While the number of miscarriages (6 women in individual ANC vs. 4 women in group ANC) and transfer of care to another facility (7 women in each group) is similar between groups, 20% of women in individual ANC (n = 24) vs. 7% of women in the group ANC (n = 9) failed to return for care after their first or second appointment with the midwife. Unfortunately, we were not able to follow up with these women to understand the reasons for this higher dropout rate from women enrolled in individual care.

Limitations

There are several limitations to this research. The women recruited for this study represented a convenience sample from one district hospital in one urban region of Ghana, minimizing the ability to generalize our findings. The same midwives provided care to women in group ANC and individual ANC in this study; therefore, it is possible some of the techniques learned during the training of trainers related to communication and information sharing were adopted and used by the midwives during individual antenatal care. The research assistant was not blinded to the type of ANC women were receiving potentially biasing her during data collection.

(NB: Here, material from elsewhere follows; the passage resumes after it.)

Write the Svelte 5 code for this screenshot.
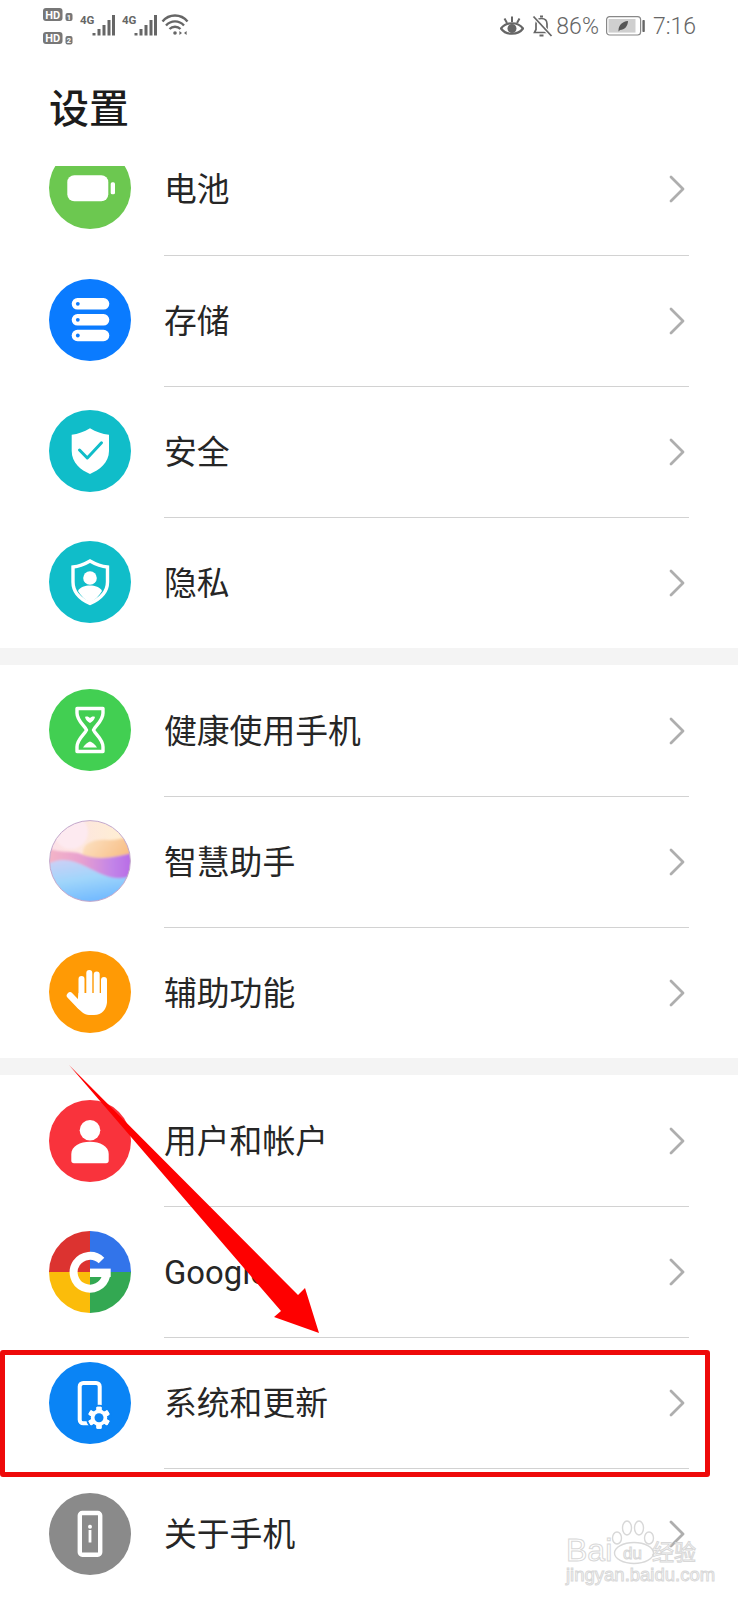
<script>
  const groups = [
    [
      { id: 'battery', label: '电池', color: '#6cc850' },
      { id: 'storage', label: '存储', color: '#0a7bff' },
      { id: 'security', label: '安全', color: '#10bdc9' },
      { id: 'privacy', label: '隐私', color: '#10bdc9' }
    ],
    [
      { id: 'health', label: '健康使用手机', color: '#42cf52' },
      { id: 'assistant', label: '智慧助手', color: 'transparent' },
      { id: 'access', label: '辅助功能', color: '#ff9a05' }
    ],
    [
      { id: 'user', label: '用户和帐户', color: '#f9333c' },
      { id: 'google', label: 'Google', color: 'transparent' },
      { id: 'system', label: '系统和更新', color: '#0a84f5' },
      { id: 'about', label: '关于手机', color: '#8a8a8a' }
    ]
  ];
  const teeth = [0, 60, 120, 180, 240, 300];
  const bars = [
    [0, 33, 2.5],
    [5, 29, 6.5],
    [10, 25, 10.5],
    [15, 20, 15.5],
    [19.5, 15, 20.5]
  ];
</script>

<div class="page">
  <header class="status">
    <svg class="status-left" width="150" height="40" viewBox="43 5 150 40" aria-hidden="true">
      <rect x="43" y="8" width="19.5" height="13" rx="3" fill="#777" />
      <text x="52.7" y="18.6" class="hd">HD</text>
      <rect x="65.5" y="13" width="7" height="8" rx="2" fill="#777" />
      <text x="69" y="20" class="hd hdn">1</text>
      <rect x="43" y="32" width="19.5" height="12" rx="3" fill="#777" />
      <text x="52.7" y="42" class="hd">HD</text>
      <rect x="65.5" y="36" width="7" height="8.5" rx="2" fill="#777" />
      <text x="69" y="43.4" class="hd hdn">2</text>
      {#each [0, 42] as dx}
        <text x={80 + dx} y="24" class="g4">4G</text>
        {#each bars as b}
          <rect x={92.5 + dx + b[0]} y={b[1]} width="3" height={b[2]} fill="#666" />
        {/each}
      {/each}
      <g fill="none" stroke="#666" stroke-width="2.4">
        <path d="M162.5 21.5C169 13.5 181 13.5 187.5 21.5" />
        <path d="M166 25.5C171 20 179 20 184 25.5" />
        <path d="M169.5 29C172.5 26 177.5 26 180.5 29" />
      </g>
      <circle cx="175" cy="33" r="1.8" fill="#666" />
      <path d="M182 33l-2.6-2v4zM184 33l2.6-2v4z" fill="#666" />
    </svg>

    <div class="status-right">
      <svg width="24" height="22" viewBox="0 0 24 22" aria-hidden="true">
        <path d="M1 13.5C6 6.5 18 6.5 23 13.5C18 20.5 6 20.5 1 13.5Z" fill="none" stroke="#666" stroke-width="2.2" />
        <circle cx="12" cy="13.5" r="4.5" fill="#666" />
        <path d="M12 1.5V7M4.5 3.5L7 8M19.5 3.5L17 8" stroke="#666" stroke-width="2" fill="none" />
      </svg>
      <svg class="bell" width="21" height="22" viewBox="0 0 21 22" aria-hidden="true">
        <path d="M2.5 17.5H16.5L15 14.5V9C15 5.5 13 3.5 9.5 3.5C6 3.5 4 5.5 4 9V14.5Z" fill="none" stroke="#666" stroke-width="1.7" />
        <path d="M8 1.5H11M7.5 20.5H11.5" stroke="#666" stroke-width="1.8" />
        <path d="M1.5 1.5L19.5 21" stroke="#fff" stroke-width="4" />
        <path d="M1.5 1.5L19.5 21" stroke="#666" stroke-width="1.8" />
      </svg>
      <span class="pct">86%</span>
      <svg class="batt" width="39" height="20" viewBox="0 0 39 20" aria-hidden="true">
        <rect x="0.6" y="0.6" width="34" height="18.4" rx="3" fill="none" stroke="#888" stroke-width="1.2" />
        <rect x="2.5" y="3" width="27" height="13.6" fill="#cfcfcf" />
        <rect x="36.4" y="4" width="2.4" height="12" rx="0.8" fill="#666" />
        <path d="M12.5 14.5C12.5 9.5 16 5.5 22 5C22 10 18.5 14 14 14L12.5 15.5Z" fill="#555" />
      </svg>
      <span class="time">7:16</span>
    </div>
  </header>

  <h1>设置</h1>

  <main class="list">
    {#each groups as group, gi}
      {#if gi > 0}<div class="sep"></div>{/if}
      {#each group as item, ii}
        <div class="row" class:first={gi === 0 && ii === 0} class:raised={gi < 2}>
          <svg class="icon" width="82" height="82" viewBox="0 0 82 82" aria-hidden="true">
            <circle cx="41" cy="41" r="41" fill={item.color} />
            {#if item.id === 'battery'}
              <rect x="18.3" y="28.3" width="41" height="26" rx="7" fill="#fff" />
              <rect x="61.7" y="35.3" width="4.3" height="12" rx="1.6" fill="#fff" />
            {:else if item.id === 'storage'}
              {#each [19, 35, 50.7] as y}
                <rect x="22.7" {y} width="37.6" height="11.6" rx="5.8" fill="#fff" />
                <circle cx="28.8" cy={y + 5.8} r="1.9" fill="#0a7bff" />
              {/each}
            {:else if item.id === 'security'}
              <path d="M41 18.3C47 22 53 24 60 24.8V41C60 53 50 60 41 64C32 60 22.7 53 22.7 41V24.8C29 24 35 22 41 18.3Z" fill="#fff" />
              <path d="M30.5 40L38.3 48L52.5 32.8" fill="none" stroke="#10bdc9" stroke-width="3" stroke-linecap="round" stroke-linejoin="round" />
            {:else if item.id === 'privacy'}
              <path d="M41 20C47 23.5 52.5 25.5 58.5 26V41C58.5 52 50 58.5 41 62.5C32 58.5 24 52 24 41V26C29.5 25.5 35 23.5 41 20Z" fill="none" stroke="#fff" stroke-width="3.4" />
              <circle cx="41" cy="37" r="6.8" fill="#fff" />
              <path d="M29 50C31 46 36 44.5 41 44.5S51 46 53 50C50 55 46 59 41 61.5C36 59 32 55 29 50Z" fill="#fff" />
            {:else if item.id === 'health'}
              <path d="M28 19.5H54V24C54 32 46 37 44.5 41C46 45 54 50 54 58V62.5H28V58C28 50 36 45 37.5 41C36 37 28 32 28 24Z" fill="none" stroke="#fff" stroke-width="3.4" stroke-linejoin="round" />
              <path d="M36 28C38 27 40 28 41 29C42 28 44 27 46 28C45.5 31 43 33 41 34C39 33 36.5 31 36 28Z" fill="#fff" />
              <path d="M34 58.5C36 55 39 53 41 52.5C43 53 46 55 48 58.5Z" fill="#fff" />
            {:else if item.id === 'assistant'}
              <defs>
                <clipPath id="orb"><circle cx="41" cy="41" r="40.3" /></clipPath>
                <filter id="soft" x="-10%" y="-10%" width="120%" height="120%"><feGaussianBlur stdDeviation="1.2" /></filter>
                <linearGradient id="orbBase" x1="0" y1="0" x2="1" y2="0">
                  <stop offset="0" stop-color="#fce0e8" />
                  <stop offset="1" stop-color="#fff0d0" />
                </linearGradient>
                <linearGradient id="orbPeach" x1="0" y1="0" x2="1" y2="0.5">
                  <stop offset="0" stop-color="#fde7cc" />
                  <stop offset="1" stop-color="#f7bb80" />
                </linearGradient>
                <linearGradient id="orbBand" x1="0" y1="0" x2="1" y2="0">
                  <stop offset="0" stop-color="#f5b7c6" />
                  <stop offset="0.4" stop-color="#e8a0cf" />
                  <stop offset="0.75" stop-color="#c284e8" />
                  <stop offset="1" stop-color="#b668e6" />
                </linearGradient>
                <linearGradient id="orbBlue" x1="0" y1="0" x2="0.3" y2="1">
                  <stop offset="0" stop-color="#cfd0f6" />
                  <stop offset="0.5" stop-color="#9fd5fb" />
                  <stop offset="1" stop-color="#6fb8ff" />
                </linearGradient>
              </defs>
              <g clip-path="url(#orb)">
                <rect width="82" height="82" fill="url(#orbBase)" />
                <g filter="url(#soft)">
                  <circle cx="22" cy="12" r="17" fill="#fdeaf0" />
                  <path d="M34 32C34 24 44 19 58 20C68 20 78 18 86 14V50H30Z" fill="url(#orbPeach)" />
                  <path d="M-4 26C6 34 22 30 32 34C48 41 66 38 86 32V66H-4Z" fill="url(#orbBand)" />
                  <path d="M-4 46C10 36 24 40 38 47C52 54 68 64 86 54V86H-4Z" fill="url(#orbBlue)" />
                </g>
              </g>
              <circle cx="41" cy="41" r="40.4" fill="none" stroke="#c3a8cc" stroke-width="1" />
            {:else if item.id === 'access'}
              <g stroke="#fff" stroke-width="6" stroke-linecap="round">
                <path d="M32.5 28V50M40.3 22V46M47.7 23.5V46M55 29V50" />
                <path d="M21 44.5L31 55" stroke-width="6.5" />
              </g>
              <path d="M29.5 42H58V50C58 58 53 64 45 64H40C35 64 31.5 60 28 56Z" fill="#fff" />
            {:else if item.id === 'user'}
              <circle cx="41" cy="30.3" r="10.3" fill="#fff" />
              <path d="M22.3 54C22.3 46 31 41.7 41 41.7S59.7 46 59.7 54V60.5Q59.7 63.3 57 63.3H25Q22.3 63.3 22.3 60.5Z" fill="#fff" />
            {:else if item.id === 'google'}
              <defs><clipPath id="gc"><circle cx="41" cy="41" r="41" /></clipPath></defs>
              <g clip-path="url(#gc)">
                <rect width="41" height="41" fill="#dc3330" />
                <rect x="41" width="41" height="41" fill="#3274ea" />
                <rect y="41" width="41" height="41" fill="#fbbc0a" />
                <rect x="41" y="41" width="41" height="41" fill="#33a852" />
              </g>
              <path d="M52.5 29.5A16.4 16.4 0 1 0 57 45" fill="none" stroke="#fff" stroke-width="8" />
              <rect x="41" y="37.6" width="20.7" height="8.4" fill="#fff" />
            {:else if item.id === 'system'}
              <rect x="30.7" y="21" width="20" height="40.3" rx="3.5" fill="none" stroke="#fff" stroke-width="4" />
              <circle cx="50" cy="55.7" r="13" fill={item.color} />
              {#each teeth as t}
                <rect x="47.4" y="44.7" width="5.2" height="22" rx="1" fill="#fff" transform="rotate({t} 50 55.7)" />
              {/each}
              <circle cx="50" cy="55.7" r="8.2" fill="#fff" />
              <circle cx="50" cy="55.7" r="4.5" fill={item.color} />
            {:else if item.id === 'about'}
              <rect x="30.8" y="20" width="20.4" height="41.7" rx="2.5" fill="none" stroke="#fff" stroke-width="4.4" />
              <circle cx="41" cy="33.7" r="2" fill="#fff" />
              <rect x="39.6" y="37" width="2.8" height="12.5" fill="#fff" />
            {/if}
          </svg>
          <div class="body" class:last={ii === group.length - 1}>
            <span class="label">{item.label}</span>
            <svg class="chev" width="16" height="28" viewBox="0 0 16 28" aria-hidden="true">
              <path d="M2 2L14 14L2 26" fill="none" stroke="#aeaeae" stroke-width="2.8" stroke-linecap="round" stroke-linejoin="round" />
            </svg>
          </div>
        </div>
      {/each}
    {/each}
  </main>

  <div class="highlight"></div>

  <svg class="arrow" width="738" height="1600" viewBox="0 0 738 1600" aria-hidden="true">
    <polygon points="69,1065 298,1295 305,1288 319,1333 274,1317 281,1311" fill="#fe0000" />
  </svg>

  <div class="watermark" aria-hidden="true">
    <span class="bai">Bai</span>
    <svg class="paw" width="48" height="47" viewBox="0 0 48 47">
      <g fill="#fff" stroke="#d8d8d8" stroke-width="1.4">
        <ellipse cx="7" cy="20" rx="4.5" ry="6" />
        <ellipse cx="17" cy="10" rx="4.5" ry="7" />
        <ellipse cx="29" cy="10" rx="4.5" ry="7" />
        <ellipse cx="39" cy="20" rx="4.5" ry="6" />
        <ellipse cx="24" cy="35" rx="19.5" ry="10.5" />
      </g>
    </svg>
    <span class="du">du</span>
    <span class="jy">经验</span>
    <span class="url">jingyan.baidu.com</span>
  </div>
</div>

<style>
  :global(body) {
    margin: 0;
    background: #fff;
  }
  .page {
    position: relative;
    width: 738px;
    height: 1600px;
    overflow: hidden;
    background: #fff;
    font-family: "Noto Sans CJK SC", "Noto Sans", sans-serif;
    color: #222;
  }
  .status {
    display: flex;
    justify-content: space-between;
    align-items: flex-start;
    height: 50px;
    padding: 5px 43px 0;
    box-sizing: border-box;
  }
  .status-left {
    display: block;
  }
  .status-left .hd {
    font-family: "Roboto", sans-serif;
    font-size: 11px;
    font-weight: 700;
    text-anchor: middle;
    fill: #fff;
  }
  .status-left .hdn {
    font-size: 7.5px;
  }
  .status-left .g4 {
    font-family: "Roboto", sans-serif;
    font-size: 11.5px;
    font-weight: 700;
    fill: #666;
    text-anchor: start;
  }
  .status-right {
    display: flex;
    align-items: center;
    height: 42px;
    color: #666;
    font-family: "Roboto", sans-serif;
    font-size: 23px;
    font-weight: 300;
    margin-right: -1px;
  }
  .bell {
    margin-left: 8px;
  }
  .pct {
    margin-left: 3px;
  }
  .batt {
    margin-left: 7px;
  }
  .time {
    margin-left: 8px;
  }
  h1 {
    margin: 0;
    height: 116px;
    padding: 32px 0 0 49px;
    box-sizing: border-box;
    font-size: 40px;
    line-height: 48px;
    font-weight: 500;
    color: #1c1c1c;
  }
  .list {
    height: 1434px;
    overflow: hidden;
  }
  .sep {
    height: 17px;
    background: #f4f4f4;
  }
  .row {
    display: flex;
    align-items: center;
    height: 131px;
    padding-left: 49px;
    box-sizing: border-box;
  }
  .row.first {
    height: 134px;
    margin-top: -45px;
  }
  .first .chev {
    margin-top: 2px;
  }
  .icon {
    flex: none;
    display: block;
  }
  .raised .icon {
    margin-bottom: 1px;
  }
  .body {
    flex: 1;
    align-self: stretch;
    display: flex;
    align-items: center;
    justify-content: space-between;
    margin: 0 49px -1px 33px;
    padding-right: 4px;
    border-bottom: 1px solid #d2d2d2;
  }
  .body.last {
    border-bottom-color: transparent;
  }
  .label {
    font-family: "Roboto", "Noto Sans CJK SC", sans-serif;
    font-size: 32.8px;
    line-height: 40px;
    margin-top: 3px;
    color: #262626;
  }
  .chev {
    display: block;
  }
  .highlight {
    position: absolute;
    left: 0;
    top: 1350px;
    width: 710px;
    height: 127px;
    box-sizing: border-box;
    border: 5px solid #ee0a0a;
    border-radius: 3px;
  }
  .arrow {
    position: absolute;
    left: 0;
    top: 0;
    pointer-events: none;
  }
  .watermark {
    position: absolute;
    left: 565px;
    top: 1518px;
    width: 136px;
    height: 68px;
    color: transparent;
    -webkit-text-stroke: 1px #d8d8d8;
  }
  .watermark span {
    position: absolute;
    white-space: nowrap;
    font-family: "Liberation Sans", sans-serif;
  }
  .bai {
    left: 1px;
    top: 18px;
    font-size: 32px;
    line-height: 28px;
  }
  .paw {
    position: absolute;
    left: 45px;
    top: 0;
  }
  .du {
    left: 58px;
    top: 27px;
    font-size: 17px;
    line-height: 18px;
  }
  .watermark .jy {
    left: 87px;
    top: 19px;
    font-family: "Noto Sans CJK SC", sans-serif;
    font-size: 22px;
    line-height: 26px;
  }
  .url {
    left: 1px;
    top: 47px;
    font-size: 18.5px;
    line-height: 20px;
  }
</style>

Despite these limitations, our findings provide evidence of the potential impact of providing ANC to women using a group care model in a low-resource global setting. Our findings support the hypothesis that group ANC can effectively improve women’s comprehension of educational messages received during pregnancy.

While there is a body of evidence developing on how group care impacts patient satisfaction and improves communication between providers and pregnant women [14, 16, 25], exploration into what components of group care make it more effective in changing health behaviors is lacking in the literature. Future research is needed to understand why women drop out of care and whether group ANC is more effective at keeping women engaged in maternal health services long term. Future experimental design research is needed to examine the impact of group ANC on maternal and newborn outcomes and should expand into both peri-urban and rural areas to examine the effectiveness of group ANC on diverse populations.

Conclusion

Group ANC offers a high impact alternative to standard ANC with the potential to improve quality, generate demand for services, increase healthy behaviors and promote respectful care in low-resource settings.

Patient-provider interactions during ANC provide the opportunity to identify and treat numerous problems as well as a setting to improve women’s health literacy on how to prevent and recognize problems in themselves, prepare for birth, and care for their soon-to-be-born baby. Findings from our study add to a growing body of literature on the use of group ANC to improve maternal and newborn care.